Eine wichtige Rolle bei der Expansion spielt auch die Omnichannel-Strategie der Franzosen. Etwa 20 Prozent des gesamten Umsatzes werden im E-Commerce erzielt. Die wichtigsten Kunden sind dabei Multichannel-Kunden. Sie bringen dem Unternehmen fast doppelt so viel Umsatz wie Kunden, die über einen Kanal bei Decathlon einkaufen. Und dieser wird vor allem offline erzielt. „Das Internet befruchtet bei uns ganz deutlich den stationären Handel. Deswegen ist die weitere Expansion mit Stores für unsere Entwicklung essenziell und vorrangiges Ziel.“
Ergänzend zu den drei bisher realisierten Storeformaten in Deutschland ist auch noch eine weitere Variante denkbar. In der Nähe von Lille testet Decathlon derzeit das Konzept eines reinen Showrooms mit 1.200 qm. Jedes Produkt ist nur einmal als Ansichtsexemplar vorhanden und kann über die hauseigene App „Decat’Scan“ dem digitalen Warenkorb hinzugefügt und beim Checkout bezahlt werden. Zusätzlicher Anreiz: die Kunden erhalten einen 10-prozentigen Rabatt.

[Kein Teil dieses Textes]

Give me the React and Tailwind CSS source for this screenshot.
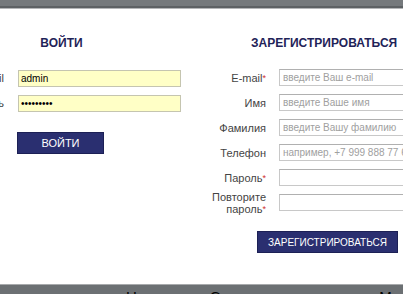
const loginFields = [
  { label: 'E-mail', value: 'admin', type: 'text' },
  { label: 'Пароль', value: 'adminpass', type: 'password' },
];

const registerFields = [
  { label: 'E-mail', required: true, placeholder: 'введите Ваш e-mail' },
  { label: 'Имя', placeholder: 'введите Ваше имя' },
  { label: 'Фамилия', placeholder: 'введите Вашу фамилию' },
  { label: 'Телефон', placeholder: 'например, +7 999 888 77 66' },
  { label: 'Пароль', required: true, type: 'password' },
  { label: ['Повторите', 'пароль'], required: true, type: 'password' },
];

function Star() {
  return <span className="text-[#d03030] text-[9px] align-top">*</span>;
}

export default function App() {
  return (
    <div
      className="w-[403px] h-[294px] overflow-hidden bg-white flex flex-col"
      style={{ fontFamily: '"Liberation Sans", Arial, sans-serif' }}
    >
      {/* top bar */}
      <div className="h-[6px] bg-[#75797c]"></div>
      <div className="h-[2px] bg-[#5d6164]"></div>
      <div className="h-[1px] bg-[#b4b6b8]"></div>

      <div className="flex-1 flex">
        {/* login */}
        <div className="w-[239px] ml-[-58px] shrink-0 flex flex-col">
          <div className="mt-[27px] h-[14px] leading-[14px] text-center text-[12px] font-bold text-[#1f2358]">
            ВОЙТИ
          </div>
          <div className="mt-[20px] flex flex-col gap-[8px]">
            {loginFields.map((f) => (
              <div key={f.label} className="flex items-center h-[17px]">
                <div className="w-[62px] text-right text-[11px] text-[#444]">{f.label}</div>
                <input
                  readOnly
                  type={f.type}
                  value={f.value}
                  className="ml-[14px] w-[163px] h-[17px] bg-[#ffffc6] border border-[#c5c5b0] px-[2px] text-[10px] text-black outline-none"
                />
              </div>
            ))}
          </div>
          <button className="mt-[20px] ml-[75px] w-[87px] h-[22px] bg-[#2a2f70] border border-[#1c2055] text-white text-[11px]">
            ВОЙТИ
          </button>
        </div>

        {/* register */}
        <div className="flex-1 ml-[19px] flex flex-col min-w-0">
          <div className="mt-[27px] pl-[51px] h-[14px] leading-[14px] text-[12px] font-bold text-[#1f2358] whitespace-nowrap">
            ЗАРЕГИСТРИРОВАТЬСЯ
          </div>
          <div className="mt-[19px] flex flex-col gap-[8px]">
            {registerFields.map((f, i) => (
              <div key={i} className="flex items-center h-[17px]">
                <div className="w-[66px] shrink-0 text-right text-[11px] leading-[12px] text-[#444]">
                  {Array.isArray(f.label) ? (
                    <>
                      {f.label[0]}
                      <br />
                      {f.label[1]}
                      <Star />
                    </>
                  ) : (
                    <>
                      {f.label}
                      {f.required && <Star />}
                    </>
                  )}
                </div>
                <input
                  readOnly
                  type={f.type || 'text'}
                  placeholder={f.placeholder}
                  className="ml-[13px] w-[140px] shrink-0 h-[17px] bg-white border border-[#c8c8c8] border-t-[#b0b0b0] px-[3px] text-[10px] placeholder:text-[#a0a0a0] outline-none"
                />
              </div>
            ))}
          </div>
          <button className="mt-[20px] ml-[57px] w-[141px] h-[22px] bg-[#2a2f70] border border-[#1c2055] text-white text-[10px] whitespace-nowrap">
            ЗАРЕГИСТРИРОВАТЬСЯ
          </button>
        </div>
      </div>

      {/* bottom bar */}
      <div className="h-[1px] bg-[#a8aaac]"></div>
      <div className="h-[9px] bg-[#6c7073] relative overflow-hidden">
        <div className="flex pt-[4px] text-[15px] leading-[15px] text-black whitespace-nowrap">
          <span className="ml-[126px]">Новинки</span>
          <span className="ml-[25px]">Скидки</span>
          <span className="ml-[120px]">Магазины</span>
        </div>
      </div>
    </div>
  );
}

Ist ein solcher Showroom auch für Deutschland geplant? Niemann: „Konkret bisher nicht, aber denkbar auf jeden Fall, gerade aufgrund der Genehmigungsprobleme bei den Großflächen. Zu klären wäre dann, ob solche Showrooms überhaupt dem Einzelhandel zugerechnet werden, oder ob sie als Lagerflächen gelten. Hieraus könnten sich gegebenenfalls spannende Optionen bezüglich der Öffnungszeiten und der Genehmigungspflichten ergeben.“
Fotos (4): kplus konzept; EHI
Weitere Informationen: redaktion@ehi.org
Sport für jedermann
Das französische Unternehmen, das zur familiengeführten Mulliez-Gruppe gehört, vertreibt rd. 35.000 Artikel in rd. 1.100 Filialen in 28 Ländern weltweit. Der Gesamtumsatz liegt bei rd. 10 Mrd. Euro, die Mitarbeiteranzahl bei rd. 75.000. Das Sortiment umfasst Textilien, Schuhe, Sportgeräte und Ausrüstungsartikel für rd. 70 Sportarten. 80 Prozent des Umsatzes werden mit den 20 Eigenmarken erzielt, zu denen zum Beispiel Kipsta (Fußball) und Quecha (Outdoor) gehören. Mit der jüngsten Neueröffnungin Köln-Marsdorf betreibt Decathlon 37 Stores in Deutschland. Für 2017 sind hierzulande mindestens 10 neue Geschäfte geplant (u.a. in Ingolstadt, Wuppertal und Karlsruhe).